YOUR GOAL: Below is a block of records: output all of them exactly and leave out the pictures.

=== PROVIDED INFORMATION ===

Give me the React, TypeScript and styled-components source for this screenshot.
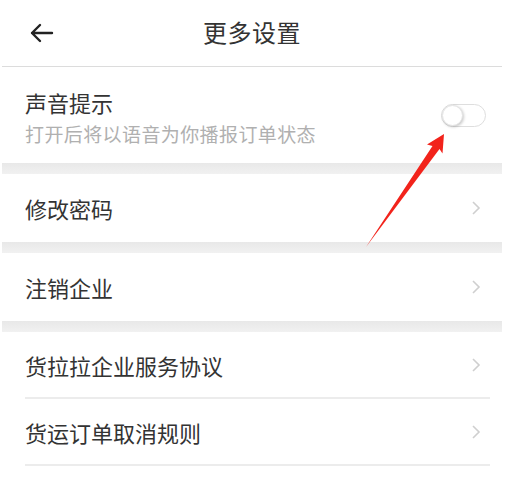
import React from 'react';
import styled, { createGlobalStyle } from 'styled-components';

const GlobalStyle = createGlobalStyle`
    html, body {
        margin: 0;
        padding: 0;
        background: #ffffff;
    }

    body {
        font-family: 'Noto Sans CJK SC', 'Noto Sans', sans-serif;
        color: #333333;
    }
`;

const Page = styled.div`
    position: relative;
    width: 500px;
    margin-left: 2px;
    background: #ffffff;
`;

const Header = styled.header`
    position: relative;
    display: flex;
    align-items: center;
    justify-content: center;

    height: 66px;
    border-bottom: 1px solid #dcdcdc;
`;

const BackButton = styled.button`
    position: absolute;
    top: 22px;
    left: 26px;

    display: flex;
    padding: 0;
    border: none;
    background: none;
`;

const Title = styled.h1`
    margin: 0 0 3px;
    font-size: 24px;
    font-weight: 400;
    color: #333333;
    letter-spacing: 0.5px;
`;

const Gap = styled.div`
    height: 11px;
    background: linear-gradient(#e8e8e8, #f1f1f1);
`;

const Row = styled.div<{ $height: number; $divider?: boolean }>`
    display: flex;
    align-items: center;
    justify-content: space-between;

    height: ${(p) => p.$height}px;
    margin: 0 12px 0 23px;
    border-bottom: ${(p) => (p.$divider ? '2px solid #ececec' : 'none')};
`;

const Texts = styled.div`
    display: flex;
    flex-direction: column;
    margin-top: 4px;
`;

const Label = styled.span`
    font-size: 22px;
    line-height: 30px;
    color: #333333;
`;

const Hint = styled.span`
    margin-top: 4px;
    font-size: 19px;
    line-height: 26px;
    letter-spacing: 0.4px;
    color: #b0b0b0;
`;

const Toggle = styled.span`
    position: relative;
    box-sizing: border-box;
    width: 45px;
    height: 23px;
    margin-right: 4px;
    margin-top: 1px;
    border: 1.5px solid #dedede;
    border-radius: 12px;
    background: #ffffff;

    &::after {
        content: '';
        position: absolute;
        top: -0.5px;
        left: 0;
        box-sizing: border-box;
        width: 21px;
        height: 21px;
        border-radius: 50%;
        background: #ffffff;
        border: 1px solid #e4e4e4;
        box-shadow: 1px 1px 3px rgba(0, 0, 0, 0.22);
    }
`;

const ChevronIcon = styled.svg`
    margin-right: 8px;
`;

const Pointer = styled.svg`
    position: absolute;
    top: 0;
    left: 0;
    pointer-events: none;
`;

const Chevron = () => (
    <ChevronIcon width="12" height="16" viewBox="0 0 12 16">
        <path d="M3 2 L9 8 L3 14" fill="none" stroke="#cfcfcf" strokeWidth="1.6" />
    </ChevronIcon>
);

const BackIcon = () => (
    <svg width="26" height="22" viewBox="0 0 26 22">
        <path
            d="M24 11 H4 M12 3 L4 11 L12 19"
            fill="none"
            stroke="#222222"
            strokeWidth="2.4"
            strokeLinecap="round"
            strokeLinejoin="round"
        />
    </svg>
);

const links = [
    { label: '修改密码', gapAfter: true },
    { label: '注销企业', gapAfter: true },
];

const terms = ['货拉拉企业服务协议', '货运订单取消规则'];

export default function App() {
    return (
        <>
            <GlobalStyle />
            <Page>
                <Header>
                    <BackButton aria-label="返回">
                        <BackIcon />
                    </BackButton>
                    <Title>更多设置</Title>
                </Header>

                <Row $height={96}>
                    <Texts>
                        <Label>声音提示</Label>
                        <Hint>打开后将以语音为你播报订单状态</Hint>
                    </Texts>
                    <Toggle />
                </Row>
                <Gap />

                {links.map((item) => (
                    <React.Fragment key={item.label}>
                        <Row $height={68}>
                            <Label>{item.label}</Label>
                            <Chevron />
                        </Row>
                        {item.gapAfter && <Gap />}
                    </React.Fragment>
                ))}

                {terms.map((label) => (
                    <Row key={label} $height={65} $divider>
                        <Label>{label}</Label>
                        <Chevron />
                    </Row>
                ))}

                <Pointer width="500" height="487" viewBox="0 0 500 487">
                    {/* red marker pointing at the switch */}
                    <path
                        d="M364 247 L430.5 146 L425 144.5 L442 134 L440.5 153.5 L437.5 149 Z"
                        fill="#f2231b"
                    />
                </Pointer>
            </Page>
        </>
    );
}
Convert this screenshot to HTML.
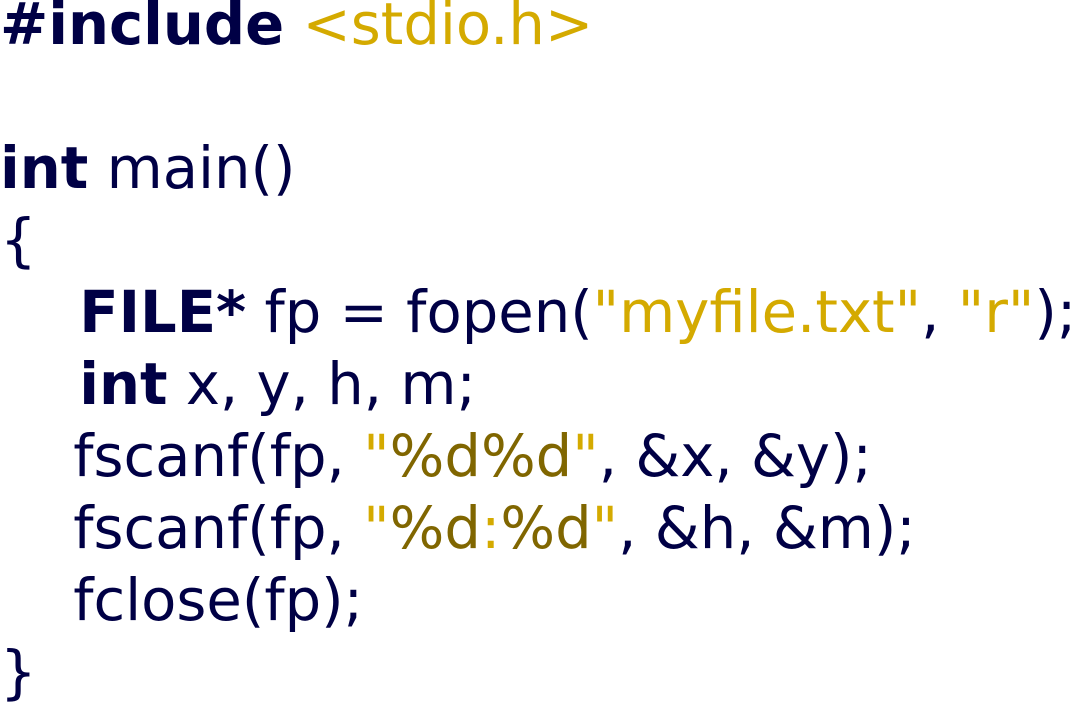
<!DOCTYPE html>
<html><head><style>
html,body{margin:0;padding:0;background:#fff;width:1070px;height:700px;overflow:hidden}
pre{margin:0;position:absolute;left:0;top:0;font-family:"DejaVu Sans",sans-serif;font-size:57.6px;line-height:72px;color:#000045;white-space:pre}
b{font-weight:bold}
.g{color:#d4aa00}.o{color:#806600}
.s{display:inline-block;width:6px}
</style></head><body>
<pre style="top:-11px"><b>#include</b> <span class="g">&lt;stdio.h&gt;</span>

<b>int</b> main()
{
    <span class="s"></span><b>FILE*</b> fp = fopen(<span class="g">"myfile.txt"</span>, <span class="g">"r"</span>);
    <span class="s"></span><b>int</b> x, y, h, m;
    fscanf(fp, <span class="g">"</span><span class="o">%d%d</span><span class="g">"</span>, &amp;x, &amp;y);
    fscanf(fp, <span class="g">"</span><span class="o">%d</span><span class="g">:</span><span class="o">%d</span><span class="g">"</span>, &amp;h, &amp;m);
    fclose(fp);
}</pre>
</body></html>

===

RESPONSE:
Give me the React, TypeScript and styled-components source for this screenshot.
import React from 'react';
import styled, { createGlobalStyle } from 'styled-components';

const GlobalStyle = createGlobalStyle`
    html, body {
        margin: 0;
        padding: 0;
        background: #ffffff;
    }

    body {
        font-family: 'Noto Sans CJK SC', 'Noto Sans', sans-serif;
        color: #333333;
    }
`;

const Page = styled.div`
    position: relative;
    width: 500px;
    margin-left: 2px;
    background: #ffffff;
`;

const Header = styled.header`
    position: relative;
    display: flex;
    align-items: center;
    justify-content: center;

    height: 66px;
    border-bottom: 1px solid #dcdcdc;
`;

const BackButton = styled.button`
    position: absolute;
    top: 22px;
    left: 26px;

    display: flex;
    padding: 0;
    border: none;
    background: none;
`;

const Title = styled.h1`
    margin: 0 0 3px;
    font-size: 24px;
    font-weight: 400;
    color: #333333;
    letter-spacing: 0.5px;
`;

const Gap = styled.div`
    height: 11px;
    background: linear-gradient(#e8e8e8, #f1f1f1);
`;

const Row = styled.div<{ $height: number; $divider?: boolean }>`
    display: flex;
    align-items: center;
    justify-content: space-between;

    height: ${(p) => p.$height}px;
    margin: 0 12px 0 23px;
    border-bottom: ${(p) => (p.$divider ? '2px solid #ececec' : 'none')};
`;

const Texts = styled.div`
    display: flex;
    flex-direction: column;
    margin-top: 4px;
`;

const Label = styled.span`
    font-size: 22px;
    line-height: 30px;
    color: #333333;
`;

const Hint = styled.span`
    margin-top: 4px;
    font-size: 19px;
    line-height: 26px;
    letter-spacing: 0.4px;
    color: #b0b0b0;
`;

const Toggle = styled.span`
    position: relative;
    box-sizing: border-box;
    width: 45px;
    height: 23px;
    margin-right: 4px;
    margin-top: 1px;
    border: 1.5px solid #dedede;
    border-radius: 12px;
    background: #ffffff;

    &::after {
        content: '';
        position: absolute;
        top: -0.5px;
        left: 0;
        box-sizing: border-box;
        width: 21px;
        height: 21px;
        border-radius: 50%;
        background: #ffffff;
        border: 1px solid #e4e4e4;
        box-shadow: 1px 1px 3px rgba(0, 0, 0, 0.22);
    }
`;

const ChevronIcon = styled.svg`
    margin-right: 8px;
`;

const Pointer = styled.svg`
    position: absolute;
    top: 0;
    left: 0;
    pointer-events: none;
`;

const Chevron = () => (
    <ChevronIcon width="12" height="16" viewBox="0 0 12 16">
        <path d="M3 2 L9 8 L3 14" fill="none" stroke="#cfcfcf" strokeWidth="1.6" />
    </ChevronIcon>
);

const BackIcon = () => (
    <svg width="26" height="22" viewBox="0 0 26 22">
        <path
            d="M24 11 H4 M12 3 L4 11 L12 19"
            fill="none"
            stroke="#222222"
            strokeWidth="2.4"
            strokeLinecap="round"
            strokeLinejoin="round"
        />
    </svg>
);

const links = [
    { label: '修改密码', gapAfter: true },
    { label: '注销企业', gapAfter: true },
];

const terms = ['货拉拉企业服务协议', '货运订单取消规则'];

export default function App() {
    return (
        <>
            <GlobalStyle />
            <Page>
                <Header>
                    <BackButton aria-label="返回">
                        <BackIcon />
                    </BackButton>
                    <Title>更多设置</Title>
                </Header>

                <Row $height={96}>
                    <Texts>
                        <Label>声音提示</Label>
                        <Hint>打开后将以语音为你播报订单状态</Hint>
                    </Texts>
                    <Toggle />
                </Row>
                <Gap />

                {links.map((item) => (
                    <React.Fragment key={item.label}>
                        <Row $height={68}>
                            <Label>{item.label}</Label>
                            <Chevron />
                        </Row>
                        {item.gapAfter && <Gap />}
                    </React.Fragment>
                ))}

                {terms.map((label) => (
                    <Row key={label} $height={65} $divider>
                        <Label>{label}</Label>
                        <Chevron />
                    </Row>
                ))}

                <Pointer width="500" height="487" viewBox="0 0 500 487">
                    {/* red marker pointing at the switch */}
                    <path
                        d="M364 247 L430.5 146 L425 144.5 L442 134 L440.5 153.5 L437.5 149 Z"
                        fill="#f2231b"
                    />
                </Pointer>
            </Page>
        </>
    );
}
Convert this screenshot to HTML.
<!DOCTYPE html>
<html><head><style>
html,body{margin:0;padding:0;background:#fff;width:1070px;height:700px;overflow:hidden}
pre{margin:0;position:absolute;left:0;top:0;font-family:"DejaVu Sans",sans-serif;font-size:57.6px;line-height:72px;color:#000045;white-space:pre}
b{font-weight:bold}
.g{color:#d4aa00}.o{color:#806600}
.s{display:inline-block;width:6px}
</style></head><body>
<pre style="top:-11px"><b>#include</b> <span class="g">&lt;stdio.h&gt;</span>

<b>int</b> main()
{
    <span class="s"></span><b>FILE*</b> fp = fopen(<span class="g">"myfile.txt"</span>, <span class="g">"r"</span>);
    <span class="s"></span><b>int</b> x, y, h, m;
    fscanf(fp, <span class="g">"</span><span class="o">%d%d</span><span class="g">"</span>, &amp;x, &amp;y);
    fscanf(fp, <span class="g">"</span><span class="o">%d</span><span class="g">:</span><span class="o">%d</span><span class="g">"</span>, &amp;h, &amp;m);
    fclose(fp);
}</pre>
</body></html>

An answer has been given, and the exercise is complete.